Once upon a time creatures emerged from water. A little later they stood upright and walked on two feet. Later still, they began going to the movies.

On the Lido di Venezia every year – locus mirabilis for anthropologists – the particular replicates the evolutionary. New festival guests wobbly from lagoon trips stagger ashore. They take a while to find their legs. (My advice: have a Bellini at the nearest bar). Then, in a common impulse encouraged by the primal cries of their pack leaders – “I’ve got my accreditation” and “I’ll have that discounted festival catalogue, please” – they start flocking into movie theatres.

The 2006 Mostra del Cinema was a hot one: 12 days of varied films about time and history. We learned, or re-learned, that human beings are still primitive creatures, capable of being felled from perpendicularity, or of being regressed to the primeval by ghastly events, while always looking forward to the next horizon, the next quantum leap in development or dream. 
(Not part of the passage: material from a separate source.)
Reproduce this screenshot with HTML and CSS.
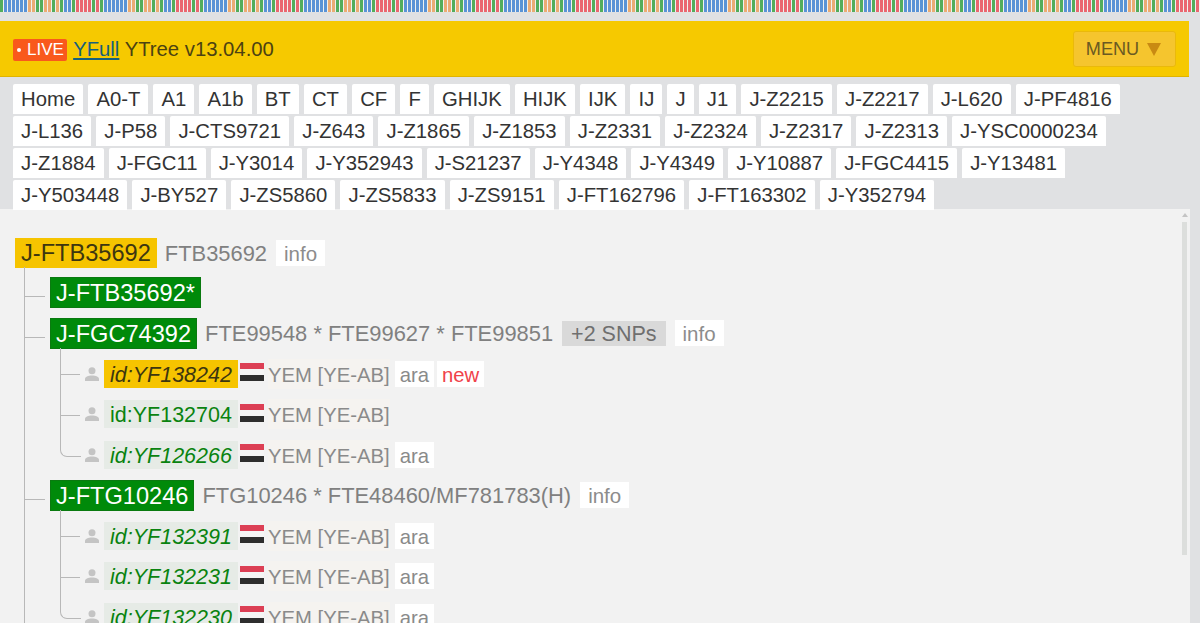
FILE: index.html
```html
<!DOCTYPE html>
<html lang="en">
<head>
<meta charset="utf-8">
<title>YFull YTree v13.04.00</title>
<link rel="stylesheet" href="styles.css">
</head>
<body>
<div class="stripe"></div>
<header class="topbar">
  <div class="brand"><span class="live"><span class="dot"></span>LIVE</span> <a class="yfull" href="#">YFull</a> YTree v13.04.00</div>
  <button class="menu">MENU <span class="arrow"></span></button>
</header>
<nav class="tabs">
  <a>Home</a><a>A0-T</a><a>A1</a><a>A1b</a><a>BT</a><a>CT</a><a>CF</a><a>F</a><a>GHIJK</a><a>HIJK</a><a>IJK</a><a>IJ</a><a>J</a><a>J1</a><a>J-Z2215</a><a>J-Z2217</a><a>J-L620</a><a>J-PF4816</a>
  <a>J-L136</a><a>J-P58</a><a>J-CTS9721</a><a>J-Z643</a><a>J-Z1865</a><a>J-Z1853</a><a>J-Z2331</a><a>J-Z2324</a><a>J-Z2317</a><a>J-Z2313</a><a>J-YSC0000234</a>
  <a>J-Z1884</a><a>J-FGC11</a><a>J-Y3014</a><a>J-Y352943</a><a>J-S21237</a><a>J-Y4348</a><a>J-Y4349</a><a>J-Y10887</a><a>J-FGC4415</a><a>J-Y13481</a>
  <a>J-Y503448</a><a>J-BY527</a><a>J-ZS5860</a><a>J-ZS5833</a><a>J-ZS9151</a><a>J-FT162796</a><a>J-FT163302</a><a>J-Y352794</a>
</nav>
<main class="panel">
  <div class="tree">
    <div class="root"><span class="node gold">J-FTB35692</span><span class="snps">FTB35692</span><span class="info">info</span></div>
    <ul class="lvl1">
      <li class="first"><div class="row"><span class="node green">J-FTB35692*</span></div></li>
      <li>
        <div class="row"><span class="node green">J-FGC74392</span><span class="snps">FTE99548 * FTE99627 * FTE99851</span><span class="more">+2 SNPs</span><span class="info">info</span></div>
        <ul class="lvl2">
          <li class="sample"><svg class="person" viewBox="0 0 14 14"><circle cx="7" cy="3.700" r="3.500"/><path d="M0 14v-2c0-2 3-3.500 7-3.500s7 1.500 7 3.500v2z"/></svg><span class="sid goldid">id:YF138242</span><span class="flag"></span><span class="geo">YEM [YE-AB]</span><span class="lang">ara</span><span class="new">new</span></li>
          <li class="sample"><svg class="person" viewBox="0 0 14 14"><circle cx="7" cy="3.700" r="3.500"/><path d="M0 14v-2c0-2 3-3.500 7-3.500s7 1.500 7 3.500v2z"/></svg><span class="sid upright">id:YF132704</span><span class="flag"></span><span class="geo">YEM [YE-AB]</span></li>
          <li class="sample"><svg class="person" viewBox="0 0 14 14"><circle cx="7" cy="3.700" r="3.500"/><path d="M0 14v-2c0-2 3-3.500 7-3.500s7 1.500 7 3.500v2z"/></svg><span class="sid">id:YF126266</span><span class="flag"></span><span class="geo">YEM [YE-AB]</span><span class="lang">ara</span></li>
        </ul>
      </li>
      <li>
        <div class="row"><span class="node green">J-FTG10246</span><span class="snps">FTG10246 * FTE48460/MF781783(H)</span><span class="info">info</span></div>
        <ul class="lvl2">
          <li class="sample"><svg class="person" viewBox="0 0 14 14"><circle cx="7" cy="3.700" r="3.500"/><path d="M0 14v-2c0-2 3-3.500 7-3.500s7 1.500 7 3.500v2z"/></svg><span class="sid">id:YF132391</span><span class="flag"></span><span class="geo">YEM [YE-AB]</span><span class="lang">ara</span></li>
          <li class="sample"><svg class="person" viewBox="0 0 14 14"><circle cx="7" cy="3.700" r="3.500"/><path d="M0 14v-2c0-2 3-3.500 7-3.500s7 1.500 7 3.500v2z"/></svg><span class="sid">id:YF132231</span><span class="flag"></span><span class="geo">YEM [YE-AB]</span><span class="lang">ara</span></li>
          <li class="sample"><svg class="person" viewBox="0 0 14 14"><circle cx="7" cy="3.700" r="3.500"/><path d="M0 14v-2c0-2 3-3.500 7-3.500s7 1.500 7 3.500v2z"/></svg><span class="sid">id:YF132230</span><span class="flag"></span><span class="geo">YEM [YE-AB]</span><span class="lang">ara</span></li>
        </ul>
      </li>
    </ul>
  </div>
  <div class="scrolltrack"><span class="scrollcap"></span><span class="scrollthumb"></span></div>
</main>
</body>
</html>
```
FILE: styles.css
```css
* { box-sizing: border-box; }
html, body { height: 100%; }
body {
  margin: 0;
  height: 623px;
  overflow: hidden;
  background: #e0e1e3;
  color: #333;
  font-family: "Liberation Sans", Arial, sans-serif;
  display: flex;
  flex-direction: column;
}
.stripe {
  height: 12px;
  flex: none;
  background: repeating-linear-gradient(90deg,
    #52ad5b 0 3px, #eef1f0 3px 4px, #5a93d6 4px 7px, #eef1f0 7px 8px, #5a93d6 8px 11px, #eef1f0 11px 12px,
    #5a93d6 12px 15px, #eef1f0 15px 16px, #5a93d6 16px 19px, #eef1f0 19px 20px, #5a93d6 20px 23px, #eef1f0 23px 24px,
    #5a93d6 24px 27px, #eef1f0 27px 28px, #eaab74 28px 31px, #eef1f0 31px 32px, #eaab74 32px 35px, #eef1f0 35px 36px,
    #52ad5b 36px 39px, #eef1f0 39px 40px, #52ad5b 40px 43px, #eef1f0 43px 44px, #eaab74 44px 47px, #eef1f0 47px 48px,
    #eaab74 48px 51px, #eef1f0 51px 52px, #52ad5b 52px 55px, #eef1f0 55px 56px, #eaab74 56px 59px, #eef1f0 59px 60px,
    #52ad5b 60px 63px, #eef1f0 63px 64px, #5a93d6 64px 67px, #eef1f0 67px 68px, #5a93d6 68px 71px, #eef1f0 71px 72px,
    #52ad5b 72px 75px, #eef1f0 75px 76px, #ea6670 76px 79px, #eef1f0 79px 80px, #ea6670 80px 83px, #eef1f0 83px 84px,
    #ea6670 84px 87px, #eef1f0 87px 88px, #ea6670 88px 91px, #eef1f0 91px 92px, #52ad5b 92px 95px, #eef1f0 95px 96px,
    #ea6670 96px 99px, #eef1f0 99px 100px);
}
.topbar {
  flex: none;
  margin-top: 9px;
  margin-right: 11px;
  height: 56px;
  padding: 0 13px;
  background: #f6c900;
  border-bottom: 1px solid #e0b400;
  display: flex;
  align-items: center;
  justify-content: space-between;
}
.brand { font-size: 20.300px; color: #4c4212; padding-top: 2px; }
.live {
  display: inline-block;
  background: #f9591c;
  color: #fff;
  font-size: 17px;
  line-height: 22px;
  padding: 0 3px 0 4px;
  margin-right: 1px;
  border-radius: 2px;
  vertical-align: 1px;
}
.dot {
  display: inline-block;
  width: 4px;
  height: 4px;
  margin: 0 6px 3px 0;
  background: #fff;
  border-radius: 50%;
}
.yfull { color: #17607c; text-decoration: underline; }
.menu {
  width: 103px;
  height: 36px;
  padding: 2px 2px 0 0;
  background: #f5c52e;
  border: 1px solid #eab90a;
  border-radius: 3px;
  color: #6a5a22;
  font: 18.100px "Liberation Sans", Arial, sans-serif;
  display: flex;
  align-items: center;
  justify-content: center;
  gap: 8px;
}
.arrow {
  width: 0;
  height: 0;
  border-left: 7px solid transparent;
  border-right: 7px solid transparent;
  border-top: 13px solid #c98a12;
}
.tabs {
  flex: none;
  position: relative;
  z-index: 1;
  padding: 7px 70px 0 13px;
  display: flex;
  flex-wrap: wrap;
  gap: 2px 5px;
  height: 132px;
  align-content: flex-start;
}
.tabs a {
  background: #fff;
  border-radius: 2px 2px 0 0;
  height: 30px;
  padding: 0 8.100px;
  font-size: 20.300px;
  line-height: 31px;
  color: #333;
}
.panel {
  flex: 1;
  margin-right: 10px;
  background: #f2f2f2;
  position: relative;
  overflow: hidden;
  padding: 29px 0 0 15px;
}
.root { display: flex; align-items: center; height: 30px; }
.node {
  font-size: 23.600px;
  line-height: 30px;
  height: 31px;
  padding: 0 6px;
}
.root .node { height: 30px; }
.gold { background: #f6c400; color: #3d3610; }
.green { background: #008a0a; color: #fff; border: 1px solid #0a7a10; padding: 0 5px; }
.snps { font-size: 21.900px; line-height: 30px; padding-top: 2px; color: #808080; margin-left: 8px; white-space: nowrap; }
.info {
  font-size: 20.500px;
  color: #8c8c8c;
  background: #fff;
  height: 26px;
  line-height: 28px;
  padding: 0 8px;
  margin-left: 9px;
}
.more {
  font-size: 21.500px;
  color: #6f6f6f;
  background: #d9d9d9;
  height: 25px;
  line-height: 27px;
  padding: 0 9px;
  margin-left: 9px;
  white-space: nowrap;
}
ul { list-style: none; margin: 0; padding: 0; }
.lvl1 { margin-left: 9px; padding-left: 26px; }
.lvl1 > li { position: relative; }
.lvl1 > li::before {
  content: "";
  position: absolute;
  left: -26px;
  top: -10px;
  bottom: 0;
  border-left: 1px solid #b8b8b8;
}
.lvl1 > li::after {
  content: "";
  position: absolute;
  left: -26px;
  top: 19px;
  width: 21px;
  border-top: 1px solid #b8b8b8;
}
.row { display: flex; align-items: center; height: 31px; margin-top: 9.500px; }
.first .row { margin-top: 9px; }
.lvl2 { margin-left: 10px; padding-left: 25px; }
.sample {
  position: relative;
  display: flex;
  align-items: center;
  height: 31px;
  margin-top: 9.500px;
}
.sample::before {
  content: "";
  position: absolute;
  left: -25px;
  top: -10px;
  bottom: 0;
  border-left: 1px solid #b8b8b8;
}
.sample::after {
  content: "";
  position: absolute;
  left: -25px;
  top: 16px;
  width: 20px;
  border-top: 1px solid #b8b8b8;
}
.sample:last-child::before {
  bottom: auto;
  height: 27px;
  width: 20px;
  border-bottom: 1px solid #b8b8b8;
  border-bottom-left-radius: 7px;
}
.sample:last-child::after { display: none; }
.person { width: 14px; height: 14px; margin-right: 5px; fill: #c4c4c4; flex: none; }
.sid {
  font-size: 21.500px;
  font-style: italic;
  color: #0a830f;
  background: #e6ebe6;
  line-height: 30px;
  height: 28px;
  padding: 0 6px;
}
.upright { font-style: normal; }
.goldid { background: #f6c400; color: #3d3610; }
.flag {
  width: 24px;
  height: 18px;
  margin: 0 4px 3px 2px;
  flex: none;
  background: linear-gradient(#dc3f55 0 6px, #f5f5f5 6px 12px, #2e2e2e 12px 18px);
}
.geo { font-size: 20.300px; line-height: 28px; padding-top: 2px; color: #8a8a8a; background: #f5f3f0; white-space: nowrap; }
.lang {
  font-size: 20.300px;
  color: #8a8a8a;
  background: #fff;
  padding: 0 5px;
  margin-left: 5px;
  height: 26px;
  line-height: 29px;
}
.new {
  font-size: 20.300px;
  color: #f0424a;
  background: #fff;
  padding: 0 5px;
  margin-left: 3px;
  height: 26px;
  line-height: 29px;
}
.scrolltrack {
  position: absolute;
  right: 2px;
  top: 4px;
  width: 7px;
  bottom: 0;
  display: flex;
  flex-direction: column;
  align-items: center;
}
.scrollcap {
  width: 0;
  height: 0;
  border-left: 3px solid transparent;
  border-right: 3px solid transparent;
  border-bottom: 4px solid #c4c4c4;
}
.scrollthumb { width: 5px; margin-top: 5px; height: 333px; background: #dcdedc; }
```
That the fates keeps trying to return us to H2O was proved by the best nonfiction film at Venice. Spike Lee’s 4 1/4-hour WHEN THE LEVEES BROKE, a first and definitive documentary about the flooding of New Orleans, is a tale of nature making a mockery of civilisation. (It helps when the civilisation is run by George W Bush). Pulling in footage from every news archive, and interviewing both the usual suspects (mayor, state governor) and the unusual ones (Sean Penn, Rev Al Sharpton), Lee creates an overwhelming panorama. It’s fed by facts and fury as the victims of two consecutive, compounding disasters – a flood followed by federal incompetence – remember, for the camera, a day, a week, a month that they couldn’t possibly forget.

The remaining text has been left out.